Which all leads back to Americans’ response to the death of a madman.
“You have to have compassion, even for your enemies,” said A. Rashied Omar, a research scholar at the University of Notre Dame’s Kroc Institute for International Peace Studies.
“The Quran teaches that you never should allow enmity to swerve you away from compassion, because without compassion, the pursuit of justice risks becoming a cycle of revenge.”
Others said there is a difference between rejoicing in bin Laden’s death and finding a certain degree of satisfaction—a “subtle but important difference,” said the Rev. Jay Emerson Johnson, an Episcopal priest who teaches at the Pacific School of Religion.

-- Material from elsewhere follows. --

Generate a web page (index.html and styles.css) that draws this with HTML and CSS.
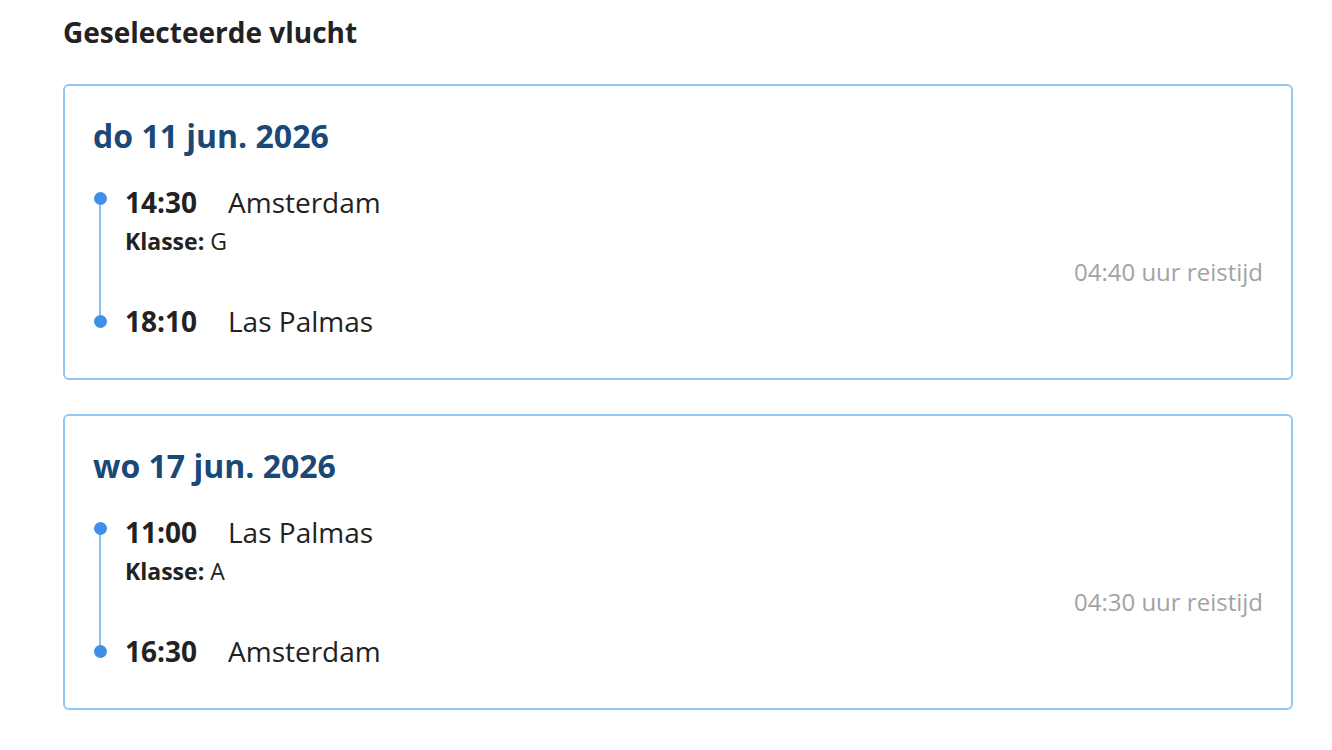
FILE: index.html
```html
<!DOCTYPE html>
<html lang="nl">
<head>
<meta charset="utf-8">
<title>Geselecteerde vlucht</title>
<link rel="stylesheet" href="styles.css">
</head>
<body>
<main class="page">
  <h2 class="title">Geselecteerde vlucht</h2>
  <section class="card">
    <h3 class="date">do 11 jun. 2026</h3>
    <div class="segment">
      <div class="stop dep"><span class="time">14:30</span><span class="place">Amsterdam</span></div>
      <div class="klasse"><strong>Klasse:</strong> G</div>
      <div class="duration">04:40 uur reistijd</div>
      <div class="stop arr"><span class="time">18:10</span><span class="place">Las Palmas</span></div>
    </div>
  </section>
  <section class="card">
    <h3 class="date">wo 17 jun. 2026</h3>
    <div class="segment">
      <div class="stop dep"><span class="time">11:00</span><span class="place">Las Palmas</span></div>
      <div class="klasse"><strong>Klasse:</strong> A</div>
      <div class="duration">04:30 uur reistijd</div>
      <div class="stop arr"><span class="time">16:30</span><span class="place">Amsterdam</span></div>
    </div>
  </section>
</main>
</body>
</html>
```
FILE: styles.css
```css
html, body {
  margin: 0;
  padding: 0;
  background: #ffffff;
}
body {
  font-family: "Open Sans", "Noto Sans", sans-serif;
  color: #222222;
}
.page {
  padding: 14px 39px 0 63px;
  display: flex;
  flex-direction: column;
  gap: 34px;
}
.title {
  margin: 0;
  font-size: 28px;
  line-height: 36px;
  font-weight: 700;
  color: #222222;
}
.card {
  border: 2px solid #93c6f3;
  border-radius: 6px;
  padding: 28px 28px 38px 28px;
  display: flex;
  flex-direction: column;
}
.date {
  margin: 0 0 25px 0;
  font-size: 32px;
  line-height: 44px;
  font-weight: 700;
  color: #1a4877;
}
.segment {
  position: relative;
  padding-left: 32px;
  display: flex;
  flex-direction: column;
}
.segment::before {
  content: "";
  position: absolute;
  left: 6px;
  top: 15px;
  bottom: 18px;
  width: 2px;
  background: #8ec2f3;
}
.stop {
  position: relative;
  display: flex;
  align-items: baseline;
  font-size: 28px;
  line-height: 38px;
}
.stop::before {
  content: "";
  position: absolute;
  left: -31px;
  width: 13px;
  height: 13px;
  border-radius: 50%;
  background: #3f8fe9;
}
.stop.dep::before {
  top: 8.5px;
}
.stop.arr::before {
  top: 12.5px;
}
.time {
  font-weight: 700;
  width: 103px;
}
.place {
  font-weight: 400;
}
.klasse {
  margin-top: 5px;
  font-size: 23px;
  line-height: 30px;
}
.klasse strong {
  font-weight: 700;
}
.duration {
  align-self: flex-end;
  font-size: 24px;
  line-height: 32px;
  color: #a3a3a3;
  margin-bottom: 14px;
}
```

“I’m not sorry Bin Laden is dead,” Johnson posted on Twitter. “That’s not the same thing as celebrating his death.”
And that, perhaps, is where Americans will live in the coming days and weeks, caught in the gray space between satisfaction and celebration, glad that bin Laden is finally gone but not wanting to dance on anyone’s grave.
Jesuit priest James Martin posted a thoughtful piece in America Magazine: What Is a Christian Response to Bin Laden’s Death? His essay refers to the fact that John Paul II was beatified on the same day that Osama bin Laden was killed:
But as a Christian, I am asked to pray for him and, at some point, forgive him. And that command comes to us from Jesus, a man who was beaten, tortured and killed. That command comes from a man who knows a great deal about suffering. It also comes from God.
So what do you think, dear readers? What is the proper spiritual response to the death of Bin Laden? Is this something you have struggled with?